Este musical de 1956 tomó la historia con todas las modificaciones hechas para la película y fue protagonizado por Julie Andrews y Rex Harrison en los roles homólogos a Pigmalión y Galatea. Luego de estrenarse en New Haven a la merced de desastres climáticos, problemas mecánicos y una Eliza Doolitle con la peluca al revés, la producción abrió en Nueva York y pasó a convertirse en el show que más tiempo había durado en la historia de Broadway hasta ese momento. Además, obtuvo seis premios Tony.

A continuación, y para terminar, esta historia hizo una última parada, llevando este musical a la pantalla grande. Harrison se mantuvo en el personaje de Higgins, pero Andrews aún no tenía un nombre en la industria del cine, por lo que los productores optaron por el camino seguro y le dieron el rol de Eliza a la aclamada actriz Audrey Hepburn. Con 25 números musicales y casi tres horas de duración, esta producción de 1964 encantó al público y se llevó un Oscar a mejor película. Hasta hoy, tanto la versión teatral como la adaptación cinematográfica son consideradas clásicas en el mundo del teatro musical.

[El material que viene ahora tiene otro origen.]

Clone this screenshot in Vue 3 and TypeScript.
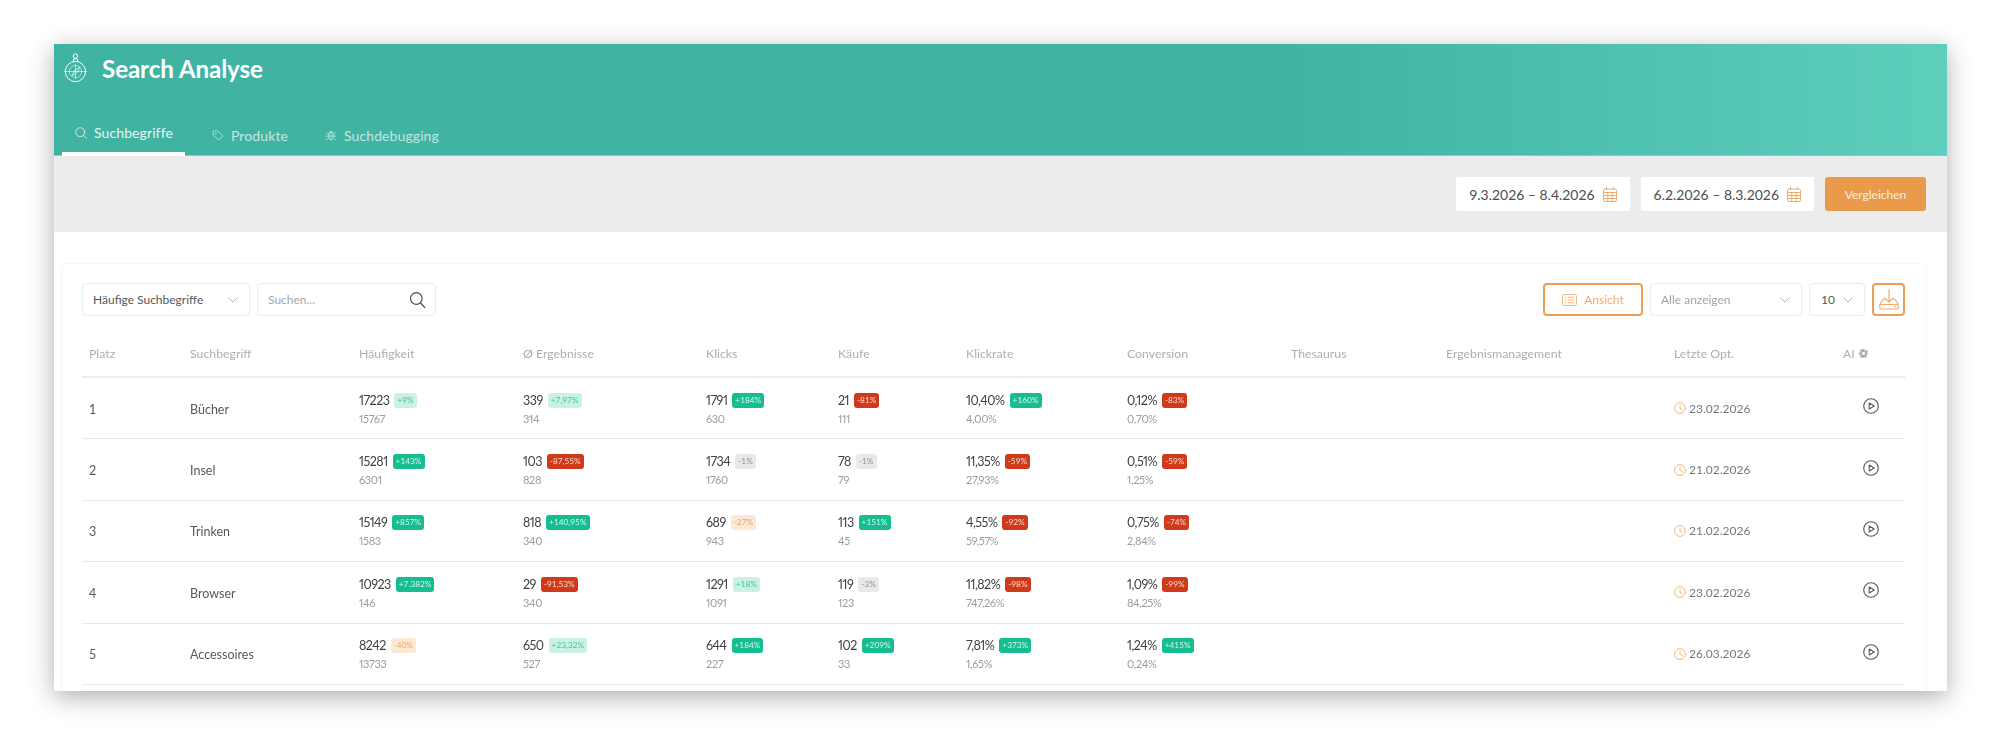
<script setup lang="ts">
type Tone = 'up' | 'soft-up' | 'down' | 'flat' | 'warn';

interface Metric {
  value: string;
  delta: string;
  tone: Tone;
  previous: string;
}

interface Row {
  rank: number;
  term: string;
  metrics: Metric[];
  date: string;
}

const m = (value: string, delta: string, tone: Tone, previous: string): Metric => ({ value, delta, tone, previous });

const headers = ['Platz', 'Suchbegriff', 'Häufigkeit', 'Ø Ergebnisse', 'Klicks', 'Käufe', 'Klickrate', 'Conversion', 'Thesaurus', 'Ergebnismanagement', 'Letzte Opt.'];

const rows: Row[] = [
  {
    rank: 1,
    term: 'Bücher',
    date: '23.02.2026',
    metrics: [
      m('17223', '+9%', 'soft-up', '15767'),
      m('339', '+7,97%', 'soft-up', '314'),
      m('1791', '+184%', 'up', '630'),
      m('21', '-81%', 'down', '111'),
      m('10,40%', '+160%', 'up', '4,00%'),
      m('0,12%', '-83%', 'down', '0,70%'),
    ],
  },
  {
    rank: 2,
    term: 'Insel',
    date: '21.02.2026',
    metrics: [
      m('15281', '+143%', 'up', '6301'),
      m('103', '-87,55%', 'down', '828'),
      m('1734', '-1%', 'flat', '1760'),
      m('78', '-1%', 'flat', '79'),
      m('11,35%', '-59%', 'down', '27,93%'),
      m('0,51%', '-59%', 'down', '1,25%'),
    ],
  },
  {
    rank: 3,
    term: 'Trinken',
    date: '21.02.2026',
    metrics: [
      m('15149', '+857%', 'up', '1583'),
      m('818', '+140,95%', 'up', '340'),
      m('689', '-27%', 'warn', '943'),
      m('113', '+151%', 'up', '45'),
      m('4,55%', '-92%', 'down', '59,57%'),
      m('0,75%', '-74%', 'down', '2,84%'),
    ],
  },
  {
    rank: 4,
    term: 'Browser',
    date: '23.02.2026',
    metrics: [
      m('10923', '+7.382%', 'up', '146'),
      m('29', '-91,53%', 'down', '340'),
      m('1291', '+18%', 'soft-up', '1091'),
      m('119', '-3%', 'flat', '123'),
      m('11,82%', '-98%', 'down', '747,26%'),
      m('1,09%', '-99%', 'down', '84,25%'),
    ],
  },
  {
    rank: 5,
    term: 'Accessoires',
    date: '26.03.2026',
    metrics: [
      m('8242', '-40%', 'warn', '13733'),
      m('650', '+23,32%', 'soft-up', '527'),
      m('644', '+184%', 'up', '227'),
      m('102', '+209%', 'up', '33'),
      m('7,81%', '+373%', 'up', '1,65%'),
      m('1,24%', '+415%', 'up', '0,24%'),
    ],
  },
];

const dateRanges = ['9.3.2026 – 8.4.2026', '6.2.2026 – 8.3.2026'];
</script>

<template>
  <div class="page">
    <div class="window">
      <header class="top">
        <div class="brand">
          <svg class="logo" viewBox="0 0 26 34" fill="none" stroke="currentColor" stroke-width="1.1" stroke-linecap="round">
            <circle cx="13" cy="21" r="11.500" />
            <circle cx="13" cy="21" r="7" stroke-width=".6" />
            <path d="M10.500 9.500 11 6.500h4l.5 3M10.500 3.500a2.500 2.500 0 1 1 5 0 2.500 2.500 0 0 1-5 0z" />
            <path d="M0 21h4M22 21h4M13 13v16M5 21h16" stroke-width=".7" />
            <path d="m18 16-3.500 6.500L9 26l2.500-5.500z" stroke-width=".8" />
          </svg>
          <h1 class="title">Search Analyse</h1>
        </div>
        <nav class="tabs">
          <a class="tab active">
            <svg viewBox="0 0 16 16" fill="none" stroke="currentColor" stroke-width="1.100" stroke-linecap="round">
              <circle cx="7" cy="7" r="6" />
              <path d="m11.300 11.300 4 4" />
            </svg>
            Suchbegriffe
          </a>
          <a class="tab">
            <svg viewBox="0 0 16 16" fill="none" stroke="currentColor" stroke-width="1.100" stroke-linejoin="round">
              <path d="M1.500 2.500h6.200l6.800 6.800-5.500 5.200L1.500 8z" />
              <circle cx="5" cy="6" r=".7" />
            </svg>
            Produkte
          </a>
          <a class="tab">
            <svg viewBox="0 0 16 16" fill="none" stroke="currentColor" stroke-width="1" stroke-linecap="round">
              <ellipse cx="8" cy="9.500" rx="3.500" ry="5" />
              <path d="M5.500 5.500a2.500 2.500 0 0 1 5 0M8 6v8.500M4.500 9.500h7M1 9.500h3.500M11.500 9.500H15M2 5l3 2.500M14 5l-3 2.500M2 14.500l3-2.500M14 14.500l-3-2.500" />
            </svg>
            Suchdebugging
          </a>
        </nav>
      </header>

      <section class="range-bar">
        <div v-for="range in dateRanges" :key="range" class="range">
          <span>{{ range }}</span>
          <svg class="cal" viewBox="0 0 14 15" fill="none" stroke="currentColor" stroke-width="1">
            <rect x=".5" y="2" width="13" height="12.500" rx="1.500" />
            <path d="M3.500 0v3M10.500 0v3M.5 5.500h13M.5 8.500h13M.5 11.500h13M4.800 5.500v9M9.200 5.500v9" />
          </svg>
        </div>
        <button class="compare">Vergleichen</button>
      </section>

      <main class="content">
        <div class="card">
          <div class="toolbar">
            <div class="tool-group">
              <div class="select term-select">
                <span>Häufige Suchbegriffe</span>
                <svg class="chev" viewBox="0 0 10 6" fill="none" stroke="currentColor"><path d="m.5.500 4.500 4.500L9.500.500" /></svg>
              </div>
              <div class="select search">
                <span>Suchen...</span>
                <svg class="loupe" viewBox="0 0 16 16" fill="none" stroke="currentColor" stroke-width="1.200" stroke-linecap="round">
                  <circle cx="6.800" cy="6.500" r="5.800" />
                  <path d="m11 11 4.300 4.500" />
                </svg>
              </div>
            </div>
            <div class="tool-group">
              <button class="outline view">
                <svg viewBox="0 0 16 13" fill="none" stroke="currentColor" stroke-width="1">
                  <rect x=".5" y=".5" width="15" height="12" rx="2" />
                  <path d="M3 3.500h1.500M6 3.500h7M3 6.500h1.500M6 6.500h7M3 9.500h1.500M6 9.500h7" />
                </svg>
                Ansicht
              </button>
              <div class="select all-select">
                <span>Alle anzeigen</span>
                <svg class="chev" viewBox="0 0 10 6" fill="none" stroke="currentColor"><path d="m.5.500 4.500 4.500L9.500.500" /></svg>
              </div>
              <div class="select size-select">
                <span>10</span>
                <svg class="chev" viewBox="0 0 10 6" fill="none" stroke="currentColor"><path d="m.5.500 4.500 4.500L9.500.500" /></svg>
              </div>
              <button class="outline download">
                <svg viewBox="0 0 20 21" fill="none" stroke="currentColor" stroke-width="1.200" stroke-linecap="round" stroke-linejoin="round">
                  <path d="M10 .7v12M5.800 8.800 10 13l4.200-4.200" />
                  <path d="M6 10.500H4L.8 15.500v3a1.500 1.500 0 0 0 1.500 1.500h15.400a1.500 1.500 0 0 0 1.500-1.500v-1.500a1.500 1.500 0 0 0-1.500-1.500H2M14 10.500h2l3 4.500M15.800 17.600h.8" />
                </svg>
              </button>
            </div>
          </div>

          <div class="table">
            <div class="thead">
              <div v-for="head in headers" :key="head" class="th">{{ head }}</div>
              <div class="th ai">
                AI
                <svg viewBox="0 0 10 10" fill="currentColor">
                  <path d="M4 0h2l.3 1.400 1.100.5L8.600 1.100 10 2.500 9.100 3.700l.5 1.100L10 6l-1.400.5-.5.900.9 1.200L7.500 10l-1.200-.9-.3.1L5 10l-1.300-.8-1.200.8L1 8.600l.8-1.200-.4-.9L0 6V4l1.400-.3.400-1L1 1.400 2.500 0l1.200.8z" />
                  <circle cx="5" cy="5" r="1.600" fill="#fff" />
                </svg>
              </div>
            </div>
            <div v-for="row in rows" :key="row.rank" class="tr">
              <div class="td plain">{{ row.rank }}</div>
              <div class="td plain">{{ row.term }}</div>
              <div v-for="metric in row.metrics" :key="metric.previous + metric.delta" class="td">
                <div class="now">
                  <span class="value">{{ metric.value }}</span>
                  <span class="badge" :class="metric.tone">{{ metric.delta }}</span>
                </div>
                <div class="before">{{ metric.previous }}</div>
              </div>
              <div class="td"></div>
              <div class="td"></div>
              <div class="td last-opt">
                <svg viewBox="0 0 12 12" fill="none" stroke="currentColor" stroke-width="1" stroke-linecap="round">
                  <circle cx="6" cy="6" r="5.400" />
                  <path d="M6 3v3.200l2 1.400" />
                </svg>
                <span>{{ row.date }}</span>
              </div>
              <div class="td run">
                <svg viewBox="0 0 16 16" fill="none" stroke="currentColor" stroke-width="1.100" stroke-linejoin="round">
                  <circle cx="8" cy="8" r="7.300" />
                  <path d="M6.200 5v6L11.200 8z" />
                </svg>
              </div>
            </div>
          </div>
        </div>
      </main>
    </div>
  </div>
</template>

<style>
html,
body {
  margin: 0;
  background: #fff;
}
</style>

<style scoped>
.page {
  height: 735px;
  padding: 44px 53px 44px 54px;
  box-sizing: border-box;
  font-family: Lato, "Noto Sans", sans-serif;
  overflow: hidden;
}

.window {
  height: 647px;
  background: #fff;
  overflow: hidden;
  box-shadow: 0 6px 24px rgba(0, 0, 0, .32);
  filter: blur(.35px);
}

.top {
  height: 112px;
  box-sizing: border-box;
  border-bottom: 1px solid #7fd0c3;
  background: linear-gradient(90deg, #41b3a3 0%, #41b3a3 65%, #5ecfbd 100%);
  color: #fff;
  padding: 0 0 0 8px;
  display: flex;
  flex-direction: column;
}

.brand {
  display: flex;
  align-items: center;
  gap: 15px;
  height: 42px;
  margin-top: 1px;
  padding-top: 2px;
}

.logo {
  width: 23px;
  height: 30px;
  margin-left: 2px;
}

.title {
  margin: 0;
  font-size: 24.200px;
  font-weight: 700;
  letter-spacing: -.1px;
}

.tabs {
  display: flex;
  margin-top: auto;
  margin-bottom: -1px;
}

.tab {
  display: flex;
  align-items: center;
  gap: 7px;
  height: 45px;
  padding: 3px 19px 0 13px;
  box-sizing: border-box;
  margin-right: 5px;
  font-size: 14px;
  letter-spacing: .1px;
  color: #c3e7e1;
}

.tab svg {
  width: 12px;
  height: 12px;
  flex-shrink: 0;
}

.tab.active {
  color: #e4f5f2;
  border-bottom: 4px solid #fff;
  padding: 2px 0 0 13px;
  width: 123px;
  margin-right: 14px;
}

.range-bar {
  height: 76px;
  box-sizing: border-box;
  background: #ececec;
  display: flex;
  justify-content: flex-end;
  align-items: center;
  gap: 11px;
  padding: 0 21px 0 0;
}

.range {
  height: 34px;
  box-sizing: border-box;
  background: #fff;
  display: flex;
  align-items: center;
  gap: 8px;
  padding: 0 13px;
  font-size: 13.950px;
  color: #4a4d52;
  border-radius: 2px;
}

.cal {
  width: 14px;
  height: 15px;
  color: #f0ab6a;
}

.compare {
  width: 101px;
  height: 34px;
  border: 0;
  border-radius: 3px;
  background: #e99a4a;
  color: #fbeee0;
  font: inherit;
  font-size: 12px;
}

.content {
  padding: 31px 20px 0 7px;
}

.card {
  border: 1px solid #f7f7f7;
  border-radius: 5px;
  padding: 19px 21px 0 20px;
  height: 460px;
}

.toolbar {
  display: flex;
  justify-content: space-between;
}

.tool-group {
  display: flex;
  gap: 7px;
}

.select {
  height: 33px;
  box-sizing: border-box;
  border: 1px solid #ebebeb;
  border-radius: 4px;
  display: flex;
  align-items: center;
  justify-content: space-between;
  font-size: 12px;
  color: #55585c;
  background: #fff;
}

.term-select {
  width: 168px;
  padding: 0 11px 0 10px;
}

.search {
  width: 179px;
  padding: 0 9px 0 10px;
  color: #a3a5a8;
}

.all-select {
  width: 152px;
  padding: 0 11px 0 10px;
  color: #a3a5a8;
}

.size-select {
  width: 56px;
  padding: 0 11px 0 11px;
}

.chev {
  width: 10px;
  height: 6px;
  color: #b5b7ba;
}

.loupe {
  width: 17px;
  height: 16px;
  color: #4a4d52;
}

.outline {
  height: 33px;
  box-sizing: border-box;
  border: 2px solid #ec9f55;
  border-radius: 4px;
  background: #fff;
  color: #f0ab6a;
  font: inherit;
  font-size: 12px;
  display: flex;
  align-items: center;
  justify-content: center;
  padding: 0;
}

.view {
  width: 100px;
  gap: 7px;
}

.view svg {
  width: 15px;
  height: 12px;
}

.download {
  width: 33px;
}

.download svg {
  width: 20px;
  height: 21px;
}

.table {
  margin-top: 23px;
}

.thead,
.tr {
  display: grid;
  grid-template-columns: 101px 169px 164px 183px 132px 128px 161px 164px 155px 228px 169px 69px;
}

.thead {
  height: 39px;
  box-sizing: border-box;
  border-bottom: 2px solid #ececec;
  align-items: center;
  padding-bottom: 8px;
}

.th {
  padding-left: 7px;
  font-size: 12.300px;
  color: #acaeb0;
  white-space: nowrap;
}

.th.ai {
  display: flex;
  align-items: center;
  gap: 4px;
}

.th.ai svg {
  width: 9px;
  height: 9px;
}

.tr {
  height: 61.400px;
  box-sizing: border-box;
  border-bottom: 1px solid #e9e9e9;
  align-items: center;
}

.td {
  padding-left: 7px;
  min-width: 0;
}

.plain {
  padding-top: 2px;
  font-size: 12.500px;
  color: #55585c;
}

.now {
  display: flex;
  align-items: center;
  height: 15px;
  margin-top: 1px;
}

.value {
  font-size: 12.500px;
  letter-spacing: -.5px;
  font-variant-numeric: proportional-nums;
  color: #3d4046;
}

.badge {
  margin-left: 5px;
  height: 15px;
  line-height: 15px;
  padding: 0 3px;
  border-radius: 3px;
  font-size: 8.300px;
  white-space: nowrap;
}

.badge.up {
  background: #15bd91;
  color: #d5f5ec;
}

.badge.soft-up {
  background: #c9f2e4;
  color: #45c49f;
}

.badge.down {
  background: #cf3a1a;
  color: #f9d9d0;
}

.badge.flat {
  background: #e9e9e9;
  color: #8f9194;
}

.badge.warn {
  background: #fbe9d8;
  color: #eea35d;
}

.before {
  margin-top: 4px;
  font-size: 11px;
  letter-spacing: -.35px;
  font-variant-numeric: proportional-nums;
  color: #9b9da0;
}

.last-opt {
  display: flex;
  align-items: center;
  gap: 3px;
  font-size: 12px;
  color: #75787c;
}

.last-opt svg {
  width: 12px;
  height: 12px;
  color: #f2b57a;
}

.run {
  padding-left: 27px;
  display: flex;
  margin-top: -4px;
}

.run svg {
  width: 16px;
  height: 16px;
  color: #55585c;
}
</style>
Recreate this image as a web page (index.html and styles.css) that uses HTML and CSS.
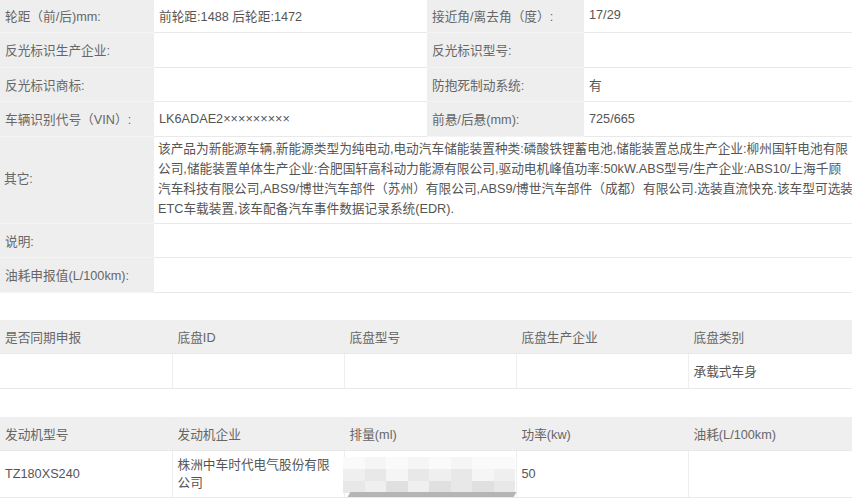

Definitivamente, una historia sustentada en un concepto peculiar que pasó por muchas etapas diferentes, cada una con su encanto particular, que llevaron a los protagonistas de un mito griego por un viaje en el que terminaron muy lejos de donde habían empezado. Personalmente, conocí la historia algún tiempo atrás y disfruté todas las versiones, pero en modo inverso. Es decir, inicialmente a través de la película musical, aquella basada en un musical de teatro, concebido a partir de otra película, basada en una obra, nacida de un poema inspirado en un mito. Y eso que esta es solo una de las rutas que tomó el poema de Ovidio, ni qué decir del resto de las Metamorfosis.